La playa, en la mente de la mayoría de la población, es lo más similar al paraíso, y todos sus esfuerzos durante el año se hacen con el alivio de seguir la zanahoria playil, ahí, hasta el fondo del calendario. Incluso aquellos que tienen la pesadilla recurrente de que un yonki sidoso clava en la arena jeringuillas boca arriba infectadas de sida. Los conozco, y no dudan en pasear por la orilla, en busca del melanoma.

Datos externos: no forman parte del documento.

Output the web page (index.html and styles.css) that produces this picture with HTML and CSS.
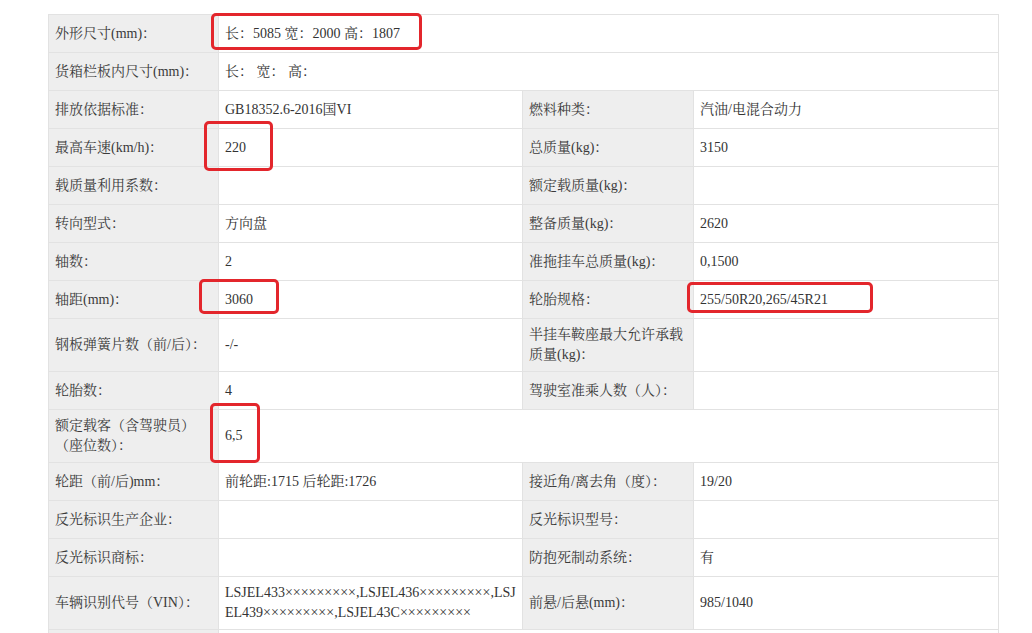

Da la impresión de que la playa es el hábitat natural del hombre, pero eso no es cierto. Sabemos, sí, que en algún lugar anterior de la línea evolutiva la vida, surgida en aquella electrizante sopa primordial de aminoácidos, esta abandonó el agua y colonizó la tierra (es decir, estuvo en la playa) en forma de algún tipo de anfibio raro, pero también sabemos que el hombre como tal inició su andadura (nunca mejor dicho) en las sabanas etíopes, cuando un simio espabilado se bajó de un árbol y comenzó a caminar erguido. Poco después ese simio empezaría a utilizar herramientas y, un poco más tarde (en tiempo geológico) crearía Facebook, que, últimamente, es donde se deja testimonio, foto mediante, de que uno ha estado tostándose al sol al borde de la mar salada.

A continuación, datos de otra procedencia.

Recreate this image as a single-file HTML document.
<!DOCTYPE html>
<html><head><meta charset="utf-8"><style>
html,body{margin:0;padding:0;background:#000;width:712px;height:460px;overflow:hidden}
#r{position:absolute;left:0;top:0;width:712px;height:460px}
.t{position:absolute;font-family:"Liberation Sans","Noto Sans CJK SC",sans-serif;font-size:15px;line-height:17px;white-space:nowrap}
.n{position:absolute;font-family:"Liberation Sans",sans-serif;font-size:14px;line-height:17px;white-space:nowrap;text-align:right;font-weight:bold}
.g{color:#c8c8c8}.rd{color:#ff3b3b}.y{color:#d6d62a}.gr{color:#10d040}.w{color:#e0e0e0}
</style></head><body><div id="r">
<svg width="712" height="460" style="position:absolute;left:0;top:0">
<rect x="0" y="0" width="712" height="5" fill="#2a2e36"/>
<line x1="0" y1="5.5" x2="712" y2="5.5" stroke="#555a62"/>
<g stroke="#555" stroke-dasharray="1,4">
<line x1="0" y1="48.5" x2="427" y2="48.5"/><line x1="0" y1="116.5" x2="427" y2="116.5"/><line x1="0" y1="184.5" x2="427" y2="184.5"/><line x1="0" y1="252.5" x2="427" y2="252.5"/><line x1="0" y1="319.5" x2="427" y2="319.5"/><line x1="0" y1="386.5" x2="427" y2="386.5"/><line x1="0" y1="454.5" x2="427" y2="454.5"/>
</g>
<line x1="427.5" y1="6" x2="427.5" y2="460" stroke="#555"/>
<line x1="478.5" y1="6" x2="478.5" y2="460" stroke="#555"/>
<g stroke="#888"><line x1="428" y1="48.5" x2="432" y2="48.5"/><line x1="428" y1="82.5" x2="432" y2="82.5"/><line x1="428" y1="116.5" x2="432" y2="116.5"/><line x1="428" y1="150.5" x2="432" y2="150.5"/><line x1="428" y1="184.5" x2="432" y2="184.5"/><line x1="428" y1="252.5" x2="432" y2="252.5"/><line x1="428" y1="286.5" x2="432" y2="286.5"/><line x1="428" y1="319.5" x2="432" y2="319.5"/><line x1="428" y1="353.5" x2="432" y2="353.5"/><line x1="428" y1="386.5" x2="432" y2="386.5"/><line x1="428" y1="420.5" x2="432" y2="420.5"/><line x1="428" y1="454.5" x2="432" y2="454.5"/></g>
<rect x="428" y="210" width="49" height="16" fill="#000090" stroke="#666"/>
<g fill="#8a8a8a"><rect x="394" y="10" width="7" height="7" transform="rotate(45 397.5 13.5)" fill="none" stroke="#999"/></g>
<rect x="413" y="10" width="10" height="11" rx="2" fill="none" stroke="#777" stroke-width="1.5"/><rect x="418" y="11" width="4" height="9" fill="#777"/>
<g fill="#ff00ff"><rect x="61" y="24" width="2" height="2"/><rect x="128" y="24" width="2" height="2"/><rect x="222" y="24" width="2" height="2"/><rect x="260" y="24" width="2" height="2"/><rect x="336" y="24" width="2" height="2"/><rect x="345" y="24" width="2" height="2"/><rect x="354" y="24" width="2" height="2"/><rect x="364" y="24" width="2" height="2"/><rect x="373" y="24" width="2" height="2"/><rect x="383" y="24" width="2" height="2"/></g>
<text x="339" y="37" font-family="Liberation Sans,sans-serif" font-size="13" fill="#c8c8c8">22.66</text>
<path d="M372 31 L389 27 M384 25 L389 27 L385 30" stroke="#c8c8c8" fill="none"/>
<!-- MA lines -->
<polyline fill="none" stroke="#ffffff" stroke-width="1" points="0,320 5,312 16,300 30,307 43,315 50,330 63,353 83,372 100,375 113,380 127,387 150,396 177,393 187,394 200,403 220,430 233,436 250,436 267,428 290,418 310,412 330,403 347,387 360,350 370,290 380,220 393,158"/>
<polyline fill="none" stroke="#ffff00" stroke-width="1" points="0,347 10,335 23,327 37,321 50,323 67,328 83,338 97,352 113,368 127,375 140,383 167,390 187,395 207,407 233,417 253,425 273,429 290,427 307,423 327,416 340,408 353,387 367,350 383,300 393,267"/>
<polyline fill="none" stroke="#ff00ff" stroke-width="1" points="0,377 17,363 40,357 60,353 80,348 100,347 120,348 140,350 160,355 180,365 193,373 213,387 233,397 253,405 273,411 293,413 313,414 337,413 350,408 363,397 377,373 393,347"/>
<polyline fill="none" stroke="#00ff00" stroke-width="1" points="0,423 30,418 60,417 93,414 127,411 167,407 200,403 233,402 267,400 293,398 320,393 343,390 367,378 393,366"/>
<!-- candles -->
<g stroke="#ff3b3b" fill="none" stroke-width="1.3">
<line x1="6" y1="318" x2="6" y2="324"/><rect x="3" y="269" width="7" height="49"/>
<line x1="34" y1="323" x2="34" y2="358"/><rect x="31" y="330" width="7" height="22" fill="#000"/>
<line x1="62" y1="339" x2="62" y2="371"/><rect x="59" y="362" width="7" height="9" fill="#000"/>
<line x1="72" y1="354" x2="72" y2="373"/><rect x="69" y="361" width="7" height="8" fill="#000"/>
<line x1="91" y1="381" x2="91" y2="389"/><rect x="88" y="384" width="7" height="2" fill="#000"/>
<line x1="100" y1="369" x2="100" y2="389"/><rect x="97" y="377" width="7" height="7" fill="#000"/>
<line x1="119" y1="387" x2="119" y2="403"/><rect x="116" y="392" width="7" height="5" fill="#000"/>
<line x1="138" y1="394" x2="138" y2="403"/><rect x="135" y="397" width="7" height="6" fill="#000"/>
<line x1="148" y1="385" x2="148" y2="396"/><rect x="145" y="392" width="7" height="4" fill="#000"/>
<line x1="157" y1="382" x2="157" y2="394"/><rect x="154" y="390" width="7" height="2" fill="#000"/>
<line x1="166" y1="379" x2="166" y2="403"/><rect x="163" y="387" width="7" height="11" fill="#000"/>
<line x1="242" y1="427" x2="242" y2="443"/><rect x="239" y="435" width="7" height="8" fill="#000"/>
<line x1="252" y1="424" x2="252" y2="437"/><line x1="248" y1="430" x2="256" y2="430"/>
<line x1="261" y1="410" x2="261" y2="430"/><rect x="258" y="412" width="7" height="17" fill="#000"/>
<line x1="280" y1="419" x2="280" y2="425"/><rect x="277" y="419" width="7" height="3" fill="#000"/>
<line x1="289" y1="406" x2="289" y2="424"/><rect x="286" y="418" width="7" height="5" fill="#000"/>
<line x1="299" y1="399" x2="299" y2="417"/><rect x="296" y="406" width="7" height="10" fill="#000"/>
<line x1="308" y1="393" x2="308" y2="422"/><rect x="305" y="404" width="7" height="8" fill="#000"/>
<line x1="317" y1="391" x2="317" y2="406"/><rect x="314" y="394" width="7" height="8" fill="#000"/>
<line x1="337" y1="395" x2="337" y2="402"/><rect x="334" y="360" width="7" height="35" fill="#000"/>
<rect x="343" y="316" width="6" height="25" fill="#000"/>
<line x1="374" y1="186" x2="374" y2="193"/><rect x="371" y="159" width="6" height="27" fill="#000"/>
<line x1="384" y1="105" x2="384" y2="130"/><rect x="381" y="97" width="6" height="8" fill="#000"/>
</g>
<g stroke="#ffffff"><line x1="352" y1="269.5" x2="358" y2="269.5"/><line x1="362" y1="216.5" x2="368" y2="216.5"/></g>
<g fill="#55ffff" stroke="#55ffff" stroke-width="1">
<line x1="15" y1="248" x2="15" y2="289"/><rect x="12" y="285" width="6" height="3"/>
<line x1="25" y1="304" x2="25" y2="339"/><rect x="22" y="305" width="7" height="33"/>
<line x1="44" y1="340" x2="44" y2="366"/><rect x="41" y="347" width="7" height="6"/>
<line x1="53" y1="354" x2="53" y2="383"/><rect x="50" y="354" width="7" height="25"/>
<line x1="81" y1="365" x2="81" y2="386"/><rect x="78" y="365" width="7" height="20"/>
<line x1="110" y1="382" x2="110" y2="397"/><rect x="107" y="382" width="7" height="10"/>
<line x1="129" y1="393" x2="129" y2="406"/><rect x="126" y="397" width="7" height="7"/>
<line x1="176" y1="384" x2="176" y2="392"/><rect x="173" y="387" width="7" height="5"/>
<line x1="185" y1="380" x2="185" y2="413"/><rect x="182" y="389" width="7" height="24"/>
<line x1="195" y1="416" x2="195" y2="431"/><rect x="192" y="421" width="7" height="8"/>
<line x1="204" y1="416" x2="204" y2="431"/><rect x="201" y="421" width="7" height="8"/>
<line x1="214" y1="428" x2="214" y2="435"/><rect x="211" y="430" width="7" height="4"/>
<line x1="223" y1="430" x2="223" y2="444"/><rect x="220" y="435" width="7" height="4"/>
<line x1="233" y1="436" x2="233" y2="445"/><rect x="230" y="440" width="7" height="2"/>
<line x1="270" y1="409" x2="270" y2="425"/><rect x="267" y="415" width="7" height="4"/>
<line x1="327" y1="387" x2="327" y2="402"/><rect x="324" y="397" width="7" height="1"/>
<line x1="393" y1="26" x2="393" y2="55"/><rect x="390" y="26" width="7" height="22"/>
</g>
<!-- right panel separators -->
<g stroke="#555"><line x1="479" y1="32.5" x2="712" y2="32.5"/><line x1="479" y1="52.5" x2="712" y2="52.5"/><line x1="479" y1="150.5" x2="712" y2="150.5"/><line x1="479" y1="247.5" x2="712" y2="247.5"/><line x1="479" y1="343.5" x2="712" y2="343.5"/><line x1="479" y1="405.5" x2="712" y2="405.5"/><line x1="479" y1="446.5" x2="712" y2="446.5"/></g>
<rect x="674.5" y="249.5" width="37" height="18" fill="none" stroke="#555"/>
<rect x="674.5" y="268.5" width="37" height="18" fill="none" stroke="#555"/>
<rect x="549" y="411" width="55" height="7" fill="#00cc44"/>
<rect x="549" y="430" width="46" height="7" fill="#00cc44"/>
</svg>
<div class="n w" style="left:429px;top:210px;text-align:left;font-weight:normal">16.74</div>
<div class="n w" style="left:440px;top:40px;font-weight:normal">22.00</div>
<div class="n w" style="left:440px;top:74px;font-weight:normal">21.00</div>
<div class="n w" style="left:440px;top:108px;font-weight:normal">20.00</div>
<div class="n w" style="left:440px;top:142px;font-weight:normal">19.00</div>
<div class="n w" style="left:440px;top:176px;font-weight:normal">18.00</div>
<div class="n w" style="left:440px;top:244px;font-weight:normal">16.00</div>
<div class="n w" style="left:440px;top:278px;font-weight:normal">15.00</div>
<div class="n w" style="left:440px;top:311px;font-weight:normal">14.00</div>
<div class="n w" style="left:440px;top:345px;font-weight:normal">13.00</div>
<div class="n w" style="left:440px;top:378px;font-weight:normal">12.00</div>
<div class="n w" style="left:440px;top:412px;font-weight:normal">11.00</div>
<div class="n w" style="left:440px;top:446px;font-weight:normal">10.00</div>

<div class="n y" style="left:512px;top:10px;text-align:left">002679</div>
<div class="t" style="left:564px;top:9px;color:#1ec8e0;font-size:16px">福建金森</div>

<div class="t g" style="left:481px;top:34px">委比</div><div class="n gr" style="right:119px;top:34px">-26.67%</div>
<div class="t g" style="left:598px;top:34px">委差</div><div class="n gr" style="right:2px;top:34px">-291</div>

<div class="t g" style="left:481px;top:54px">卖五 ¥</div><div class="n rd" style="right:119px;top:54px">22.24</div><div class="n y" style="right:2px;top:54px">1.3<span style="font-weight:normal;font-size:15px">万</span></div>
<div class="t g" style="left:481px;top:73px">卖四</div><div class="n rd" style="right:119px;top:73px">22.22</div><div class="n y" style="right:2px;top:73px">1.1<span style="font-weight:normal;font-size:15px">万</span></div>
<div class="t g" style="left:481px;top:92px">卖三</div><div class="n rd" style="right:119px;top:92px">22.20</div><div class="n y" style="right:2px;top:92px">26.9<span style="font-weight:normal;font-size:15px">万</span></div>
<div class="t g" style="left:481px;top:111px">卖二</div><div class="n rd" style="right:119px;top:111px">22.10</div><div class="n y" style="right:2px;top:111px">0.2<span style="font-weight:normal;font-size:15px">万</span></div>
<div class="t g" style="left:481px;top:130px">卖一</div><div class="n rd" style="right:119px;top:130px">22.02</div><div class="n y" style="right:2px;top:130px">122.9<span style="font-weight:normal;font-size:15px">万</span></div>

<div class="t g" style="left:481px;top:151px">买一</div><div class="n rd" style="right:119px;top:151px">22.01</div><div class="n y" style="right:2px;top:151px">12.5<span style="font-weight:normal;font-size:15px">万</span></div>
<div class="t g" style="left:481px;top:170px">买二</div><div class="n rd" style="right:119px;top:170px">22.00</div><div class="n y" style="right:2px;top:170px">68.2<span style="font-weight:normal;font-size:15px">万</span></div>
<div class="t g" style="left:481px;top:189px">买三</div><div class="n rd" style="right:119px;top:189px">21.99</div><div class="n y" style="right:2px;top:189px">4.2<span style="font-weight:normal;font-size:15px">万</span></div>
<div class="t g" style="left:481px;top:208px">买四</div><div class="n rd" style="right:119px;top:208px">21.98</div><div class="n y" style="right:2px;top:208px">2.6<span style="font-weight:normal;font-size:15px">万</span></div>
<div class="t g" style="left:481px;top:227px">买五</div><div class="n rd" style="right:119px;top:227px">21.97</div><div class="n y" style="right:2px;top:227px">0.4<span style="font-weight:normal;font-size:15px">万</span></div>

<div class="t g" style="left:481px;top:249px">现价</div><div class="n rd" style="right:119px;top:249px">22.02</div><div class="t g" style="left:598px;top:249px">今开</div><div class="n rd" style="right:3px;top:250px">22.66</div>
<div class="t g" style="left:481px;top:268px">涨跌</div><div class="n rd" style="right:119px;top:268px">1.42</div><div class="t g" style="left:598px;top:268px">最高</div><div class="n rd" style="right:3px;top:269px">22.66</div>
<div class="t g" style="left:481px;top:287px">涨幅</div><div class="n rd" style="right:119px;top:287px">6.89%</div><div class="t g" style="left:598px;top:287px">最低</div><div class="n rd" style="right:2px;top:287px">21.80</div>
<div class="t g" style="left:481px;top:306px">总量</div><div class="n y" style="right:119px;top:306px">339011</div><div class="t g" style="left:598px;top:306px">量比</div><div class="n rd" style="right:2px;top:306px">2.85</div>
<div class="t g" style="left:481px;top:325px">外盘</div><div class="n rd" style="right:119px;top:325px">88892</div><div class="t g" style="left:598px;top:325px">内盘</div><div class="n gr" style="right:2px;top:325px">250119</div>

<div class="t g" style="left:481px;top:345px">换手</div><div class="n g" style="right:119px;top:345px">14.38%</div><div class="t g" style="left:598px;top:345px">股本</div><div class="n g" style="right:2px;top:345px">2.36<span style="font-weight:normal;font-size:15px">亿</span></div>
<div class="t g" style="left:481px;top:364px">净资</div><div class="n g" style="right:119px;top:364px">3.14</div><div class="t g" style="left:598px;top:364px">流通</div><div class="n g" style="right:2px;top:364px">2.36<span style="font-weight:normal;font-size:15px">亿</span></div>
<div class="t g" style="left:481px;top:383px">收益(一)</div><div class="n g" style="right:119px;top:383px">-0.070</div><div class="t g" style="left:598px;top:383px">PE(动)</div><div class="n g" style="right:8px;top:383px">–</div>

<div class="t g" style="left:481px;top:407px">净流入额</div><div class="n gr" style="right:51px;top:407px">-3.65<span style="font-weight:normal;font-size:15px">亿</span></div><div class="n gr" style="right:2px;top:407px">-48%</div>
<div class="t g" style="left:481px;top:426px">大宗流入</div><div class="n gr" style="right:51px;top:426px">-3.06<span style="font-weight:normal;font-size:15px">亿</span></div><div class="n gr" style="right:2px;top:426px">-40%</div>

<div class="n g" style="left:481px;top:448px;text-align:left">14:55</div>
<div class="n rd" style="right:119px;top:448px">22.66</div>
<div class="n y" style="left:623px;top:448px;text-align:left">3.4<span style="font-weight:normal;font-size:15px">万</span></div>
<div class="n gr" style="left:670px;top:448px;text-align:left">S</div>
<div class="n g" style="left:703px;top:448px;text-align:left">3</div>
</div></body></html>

Anfibios extraños sigue habiendo a la orilla del mar, sobre todo de algunos, y no me refiero solo a la abuela con los filetes empanados en papel de plata, o a los culturistas de bronce más quemados que una rueda, o a los repelentes niños subacuáticos, sino a esos como yo que tercamente volvemos a la playa año tras año sin saber por qué, por puro gregarismo, a ver si le acabamos de coger el gusto como la gente de bien (la playa es una moda eterna). Los que padecen vértigo suelen salir del paso diciendo que en realidad no es que sientan miedo, sino una extraña atracción que les hace desear precipitarse en el vacío. Esa misma atracción suicida la sentimos los anfibios raros, que  no acabamos de encontrarnos a gusto en la playa a no ser que sople algo de viento, estemos bien sequitos bajo las dos sombrillas con un tinto de verano en la mano. O follando de noche en la arena, como los simios espabilados.